Friday, October 22, 2010

America: All Faiths Are Welcome

Michael Gerson, conservative Washington Post columnist, former speech writer for President George W. Bush, and evangelical Presbyterian, explains why 'the separation of church and state' is the accurate reading of the Constitution and the Founders:
America is not a Christian country and has never been, for historical, theological and philosophic reasons.

First, the Constitution was designed for religious diversity because the Founders were religiously diverse. The 18th century was a time not of quiet piety but of religious controversy. It was a high tide of American Unitarianism, a direct challenge to Christian orthodoxy. Thomas Jefferson's deism flirted with atheism -- a God so distant that He didn't even require his own existence.
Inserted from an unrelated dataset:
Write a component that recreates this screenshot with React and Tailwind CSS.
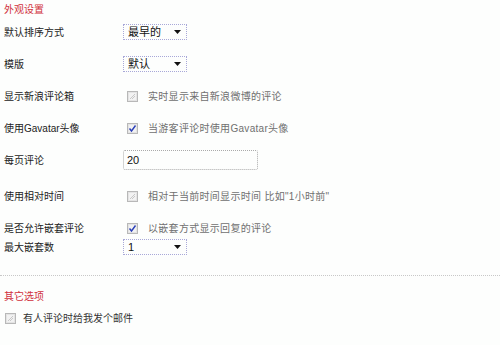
const font = { fontFamily: '"Liberation Sans", "Noto Sans CJK SC", sans-serif' };

const Box = ({ checked }) => (
  <svg width="11" height="11" viewBox="0 0 11 11" className="shrink-0">
    <rect x="0.5" y="0.5" width="10" height="10" fill="#e4e4e4" stroke="#b8b8b8" />
    <rect x="2" y="2" width="7" height="7" fill="#f2f2f2" />
    {checked ? (
      <path d="M2.5 5.5 L4.5 8 L8.5 2.5" fill="none" stroke="#2a3fb8" strokeWidth="1.4" />
    ) : (
      <path d="M3 8 L8 3 M5 8 L8 5" stroke="#c8c8c8" strokeWidth="1" />
    )}
  </svg>
);

const Select = ({ value }) => (
  <div className="w-[64px] h-[16px] border border-dotted border-[#a8a8d8] flex items-center justify-between pl-[4px] pr-[5px] text-[11px] text-[#111]">
    <span>{value}</span>
    <svg width="7" height="4" viewBox="0 0 7 4">
      <path d="M0 0 L7 0 L3.5 4 Z" fill="#111" />
    </svg>
  </div>
);

const Row = ({ label, h, children }) => (
  <div className={`flex items-center ${h}`}>
    <div className="w-[119px] shrink-0 text-[#222]">{label}</div>
    <div className="flex items-center">{children}</div>
  </div>
);

const Check = ({ checked, text }) => (
  <div className="flex items-center pl-[4px] gap-[10px]">
    <Box checked={checked} />
    <span className="text-[#707070] tracking-[0.3px]">{text}</span>
  </div>
);

export default function App() {
  return (
    <div className="w-[500px] h-[345px] bg-[#fdfefd] text-[10px] overflow-hidden" style={font}>
      <div className="pl-[4px]">
        <div className="h-[16px] pt-[3px] text-[#d0303c] leading-[14px]">外观设置</div>
        <Row label="默认排序方式" h="h-[32px]">
          <Select value="最早的" />
        </Row>
        <Row label="模版" h="h-[32px]">
          <Select value="默认" />
        </Row>
        <Row label="显示新浪评论箱" h="h-[32px]">
          <Check text="实时显示来自新浪微博的评论" />
        </Row>
        <Row label="使用Gavatar头像" h="h-[32px]">
          <Check checked text="当游客评论时使用Gavatar头像" />
        </Row>
        <Row label="每页评论" h="h-[32px]">
          <div className="w-[135px] h-[20px] border border-dotted border-[#aaa] rounded-[2px] flex items-center pl-[3px] text-[11px] text-[#111]">
            20
          </div>
        </Row>
        <div className="mt-[4px]">
          <Row label="使用相对时间" h="h-[32px]">
            <Check text={'相对于当前时间显示时间 比如"1小时前"'} />
          </Row>
        </div>
        <div className="mt-[5px]">
          <Row label="是否允许嵌套评论" h="h-[22px]">
            <Check checked text="以嵌套方式显示回复的评论" />
          </Row>
        </div>
        <Row label="最大嵌套数" h="h-[16px]">
          <Select value="1" />
        </Row>
      </div>
      <div className="mt-[20px] border-t border-dotted border-[#c8c8c8]" />
      <div className="pl-[4px]">
        <div className="mt-[10px] h-[20px] flex items-center text-[#d0303c]">其它选项</div>
        <div className="mt-[2px] h-[20px] flex items-center gap-[7px] pl-[1px]">
          <Box />
          <span className="text-[#333]">有人评论时给我发个邮件</span>
        </div>
      </div>
    </div>
  );
}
As journalist Jon Meacham points out, the Founders were less orthodox than the generation that preceded them, as well as the one that followed them. Their commitment to disestablishment, in some cases, accommodated their own heterodoxy.
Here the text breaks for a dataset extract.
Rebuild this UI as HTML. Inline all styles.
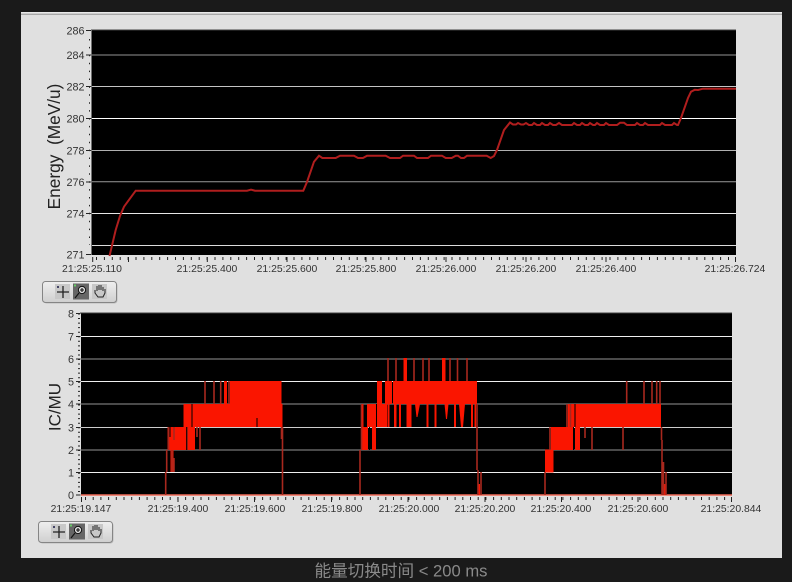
<!DOCTYPE html>
<html><head><meta charset="utf-8"><style>
html,body{margin:0;padding:0;width:792px;height:582px;overflow:hidden;background:#1a1a1a}
svg{display:block}
text{font-family:"Liberation Sans","Noto Sans CJK SC",sans-serif;fill:#333}
.x{font-size:10.4px;text-anchor:middle}
.y{font-size:10.8px;text-anchor:end}
</style></head><body>
<svg width="792" height="582" viewBox="0 0 792 582" xmlns="http://www.w3.org/2000/svg">
<defs>
<linearGradient id="b" x1="0" y1="0" x2="0" y2="1"><stop offset="0" stop-color="#efefef"/><stop offset="1" stop-color="#cfcfcf"/></linearGradient>
<g id="tb">
<rect x="1.500" y="1.500" width="74" height="21" rx="3" fill="#bdbdbd"/>
<rect x="0.500" y="0.500" width="74" height="21" rx="3" fill="url(#b)" stroke="#858585"/>
<rect x="13" y="3" width="15" height="15" fill="#c8c8c8"/>
<path d="M15 11h12M21 5v12" stroke="#222" stroke-width="1.300" fill="none"/>
<rect x="15" y="5" width="2" height="2" fill="#446"/>
<rect x="31" y="2.500" width="16" height="16" fill="#666"/>
<circle cx="40" cy="9" r="3.600" fill="#ddd" stroke="#111"/>
<path d="M37 12l-4 5M38 9h4M40 7v4" stroke="#111" stroke-width="1.100" fill="none"/>
<rect x="32" y="3.500" width="2" height="2" fill="#6c6"/>
<rect x="50" y="3" width="15" height="15" fill="#c8c8c8"/>
<path d="M53 9v3l3 4h5l2-4V8M55 10V5M57 9V4M59 9V4M61 10V6" stroke="#222" stroke-width="1" fill="none"/>
</g>
</defs>
<rect width="792" height="582" fill="#1a1a1a"/>
<rect x="21" y="12" width="761" height="546" fill="#e0e0e0"/>
<rect x="21" y="12.500" width="761" height="1" fill="#f2f2f2"/>
<rect x="21" y="13.500" width="761" height="1.500" fill="#a8a8a8"/>

<!-- TOP CHART -->
<rect x="91.500" y="30" width="644.500" height="225" fill="#000"/>
<path d="M91 29.700H736" stroke="#777" stroke-width="1"/>
<g fill="none" stroke-width="1">
<path d="M92 55H736" stroke="#777" stroke-width="1.300"/>
<path d="M92 86.500H736" stroke="#c4c4c4"/>
<path d="M92 118.500H736" stroke="#fff"/>
<path d="M92 150.500H736" stroke="#b0b0b0"/>
<path d="M92 181.700H736" stroke="#999"/>
<path d="M92 213.500H736" stroke="#e6e6e6"/>
<path d="M92 245.500H736" stroke="#dcdcdc"/>
</g>
<path d="M109.500 256L115.700 230L120 216L124 206.700L135.700 190.700H247L251 189.700L255 190.700H303.300L307 182L314 161.700L319 155.700L322.300 158H335.700L340 155.700H354L358 158H363L367 155.700H385.700L390 158H400L403 155.700H414L417 158H428L431 155.700H442L445.700 158H451.700L455.700 155.700H458L461 158H464L467 155.700H486.700L490.700 158L494 156L497 150L504 130L510 122.500L513 124.500H516L518 123L521 124.500L523.500 124.500L526 123L529 125H532L534 123L537 125H540L542 123L545 125H548L550 123L553 125H556L559 123L562 125H572L574 123L577 125H580L582 123L585 125H588L590 123L593 125H595L597 123L600 125H604L606 123L609 125H617L620 122.800L624 122.800L627 125H635L637 123L640 125H643L645 123L648 125H660L662 123L665 125H672L674 123L677 125H678L681 118L688 98L691 91.700L694.700 89.800L698 90L703 88.700H736" fill="none" stroke="#b01e1e" stroke-width="2"/>

<!-- top y ticks -->
<g stroke="#222" fill="none">
<path d="M86 30.500h5M86 55h5M86 86.500h5M86 118.500h5M86 150.500h5M86 182h5M86 213.500h5M86 254.500h5"/>
<path d="M89.500 39V245" stroke-width="1" stroke-dasharray="1.500 6.400"/>
<path d="M92.700 257V262M128.500 257V262M207.300 257V262M287 257V262M366 257V262M446 257V262M526 257V262M606 257V262M735.500 257V262"/>
<path d="M96 258.500H736" stroke-width="3" stroke-dasharray="1 6.900"/>
</g>
<text class="y" x="84.500" y="34.500">286</text>
<text class="y" x="84.500" y="59">284</text>
<text class="y" x="84.500" y="90.500">282</text>
<text class="y" x="84.500" y="122.500">280</text>
<text class="y" x="84.500" y="154.500">278</text>
<text class="y" x="84.500" y="186">276</text>
<text class="y" x="84.500" y="217.500">274</text>
<text class="y" x="84.500" y="258.500">271</text>
<text class="x" x="92" y="272">21:25:25.110</text>
<text class="x" x="207" y="272">21:25:25.400</text>
<text class="x" x="287" y="272">21:25:25.600</text>
<text class="x" x="366" y="272">21:25:25.800</text>
<text class="x" x="446" y="272">21:25:26.000</text>
<text class="x" x="526" y="272">21:25:26.200</text>
<text class="x" x="606" y="272">21:25:26.400</text>
<text class="x" x="735" y="272">21:25:26.724</text>
<text transform="translate(60,146.500) rotate(-90)" text-anchor="middle" font-size="17.300" style="fill:#222;white-space:pre">Energy  (MeV/u)</text>
<use href="#tb" x="42" y="281"/>

<!-- BOTTOM CHART -->
<rect x="81" y="313" width="651" height="182" fill="#000"/>
<path d="M80 312.700H732" stroke="#777"/>
<g fill="none" stroke-width="1">
<path d="M81 336.500H732" stroke="#eee"/>
<path d="M81 359H732" stroke="#777" stroke-width="1.300"/>
<path d="M81 381.500H732" stroke="#eee"/>
<path d="M81 404H732" stroke="#777" stroke-width="1.300"/>
<path d="M81 427.500H732" stroke="#ccc"/>
<path d="M81 450H732" stroke="#777" stroke-width="1.300"/>
<path d="M81 472.500H732" stroke="#eee"/>
</g>
<path d="M81 495H732" stroke="#f06a58" stroke-width="1.500"/>

<g fill="#fa1500">
<!-- burst 1 -->
<rect x="167.500" y="427" width="27.500" height="23"/>
<rect x="183.500" y="404" width="47" height="23"/>
<rect x="230" y="381" width="51.500" height="46"/>
<rect x="230" y="404" width="52.500" height="23"/>
<rect x="170.500" y="450" width="3" height="22"/>
<rect x="224" y="381" width="3" height="23"/>
<!-- burst 2 -->
<rect x="362" y="427" width="6" height="23"/>
<rect x="372" y="427" width="4" height="23"/>
<rect x="367" y="404" width="20" height="23"/>
<rect x="361" y="404" width="2.500" height="23"/>
<rect x="377" y="381" width="5" height="23"/>
<rect x="385" y="381" width="7" height="23"/>
<rect x="393" y="381" width="84" height="23"/>
<rect x="387.500" y="404" width="2" height="23"/>
<rect x="394" y="404" width="2.500" height="23"/>
<rect x="399" y="404" width="2" height="23"/>
<rect x="406.500" y="404" width="5" height="23"/>
<path d="M415 404h5l-2.500 13h-1z"/>
<rect x="426.500" y="404" width="2" height="23"/>
<rect x="434.500" y="404" width="2" height="23"/>
<path d="M444.500 404h4l-1.500 15h-1z"/>
<rect x="454" y="404" width="2" height="23"/>
<path d="M459 404h6l-2 23h-2z"/>
<rect x="471" y="404" width="2" height="23"/>
<rect x="474.500" y="404" width="1.500" height="23"/>
<rect x="403.500" y="358" width="3.500" height="23"/>
<rect x="442" y="358" width="3.500" height="23"/>
<rect x="477.500" y="484" width="2.500" height="11"/>
<!-- burst 3 -->
<rect x="545" y="449.500" width="8.500" height="23"/>
<rect x="551" y="427" width="22" height="23"/>
<rect x="575" y="427" width="5" height="23"/>
<rect x="568" y="404" width="93" height="23"/>
<rect x="663.500" y="484" width="2" height="11"/>
</g>
<g fill="none" stroke="#a8281e" stroke-width="1.600">
<path d="M165.700 495V472M166.700 472V450M168.500 450V427M174 427V440M187 427V450M197 427V437M200 427V450M172 472V450M174 472V458"/>
<path d="M205 381V404M214 381V404M220.700 381V404M229 381V404M282.500 427V495M281.500 427V439"/>
<path d="M360 495V450M361.500 450V404M388 358V381M396 358V381M414 358V381M423 358V381M429 358V381M450 358V381M457.500 358V381M467 358V381"/>
<path d="M477 404V470M478 470V495M481 472V495"/>
<path d="M545 472V495M550 427V450M567 404V427M570.500 404V427M626.700 381V404M644 381V404M652 381V404M656.700 381V404M660 381V404M585 427V438M592 427V450M623 427V450M661.500 427V440M662 440V495M663.500 462V495M666 472V495"/>
</g>
<g stroke="#000" stroke-width="1" fill="none">
<path d="M170 427V437M186.700 427V450M192 404V427M257 418V427"/>
<path d="M369.500 427V450M376.500 404V427"/>
<path d="M573.500 427V450M575 404V427"/>
</g>

<!-- bottom y ticks -->
<g stroke="#222" fill="none">
<path d="M76 313.500h4.500M76 336.500h4.500M76 359h4.500M76 381.500h4.500M76 404h4.500M76 427.500h4.500M76 450h4.500M76 472.500h4.500M76 495h4.500"/>
<path d="M79 313.500V495" stroke-width="2" stroke-dasharray="1 3.550"/>
<path d="M81.500 497V502M178 497V502M254.500 497V502M331.500 497V502M408 497V502M485 497V502M561.500 497V502M638 497V502M731.500 497V502"/>
<path d="M85 498.500H732" stroke-width="3" stroke-dasharray="1 6.700"/>
</g>
<text class="y" x="74" y="317.500">8</text>
<text class="y" x="74" y="340.500">7</text>
<text class="y" x="74" y="363">6</text>
<text class="y" x="74" y="385.500">5</text>
<text class="y" x="74" y="408">4</text>
<text class="y" x="74" y="431.500">3</text>
<text class="y" x="74" y="454">2</text>
<text class="y" x="74" y="476.500">1</text>
<text class="y" x="74" y="499">0</text>
<text class="x" x="81" y="512">21:25:19.147</text>
<text class="x" x="178" y="512">21:25:19.400</text>
<text class="x" x="255" y="512">21:25:19.600</text>
<text class="x" x="332" y="512">21:25:19.800</text>
<text class="x" x="409" y="512">21:25:20.000</text>
<text class="x" x="485" y="512">21:25:20.200</text>
<text class="x" x="561" y="512">21:25:20.400</text>
<text class="x" x="638" y="512">21:25:20.600</text>
<text class="x" x="731" y="512">21:25:20.844</text>
<text transform="translate(60.500,407) rotate(-90)" text-anchor="middle" font-size="17" style="fill:#222">IC/MU</text>
<use href="#tb" x="38" y="521"/>

<text x="401" y="576.500" text-anchor="middle" font-size="16.600" style="fill:#8a8a8a">能量切换时间 &lt; 200 ms</text>
</svg>
</body></html>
Second, American religious communities were often strong supporters of disestablishment. Dissenting Protestants had a long history of resentment for the established English church. Others -- Catholics and Quakers -- were minorities suspicious of majority religious rule. Christians generally saw state intrusion as a threat to their theological integrity and worldly power as a diversion from their mission. They supported disestablishment for the sake of the church. And their political independence contributed to their religious vitality.

Third, as my co-author Pete Wehner and I argue in "City of Man: Religion and Politics in a New Era," America was not founded as a Christian nation precisely because America's Founders were informed by a Jewish and Christian understanding of human nature. Since humans are autonomous moral beings created in God's image, freedom of conscience is essential to their dignity. At least where the federal government was concerned, the Founders asserted that citizens should be subject to God and their conscience, not to the state.

The Founders were not secularists. They assumed that people would bring their deepest moral motivations to political life -- motivations often informed by religious belief. But they firmly rejected sectarianism. America was designed to be a nation where all faiths are welcomed, not where one faith is favored. This was and is the American genius.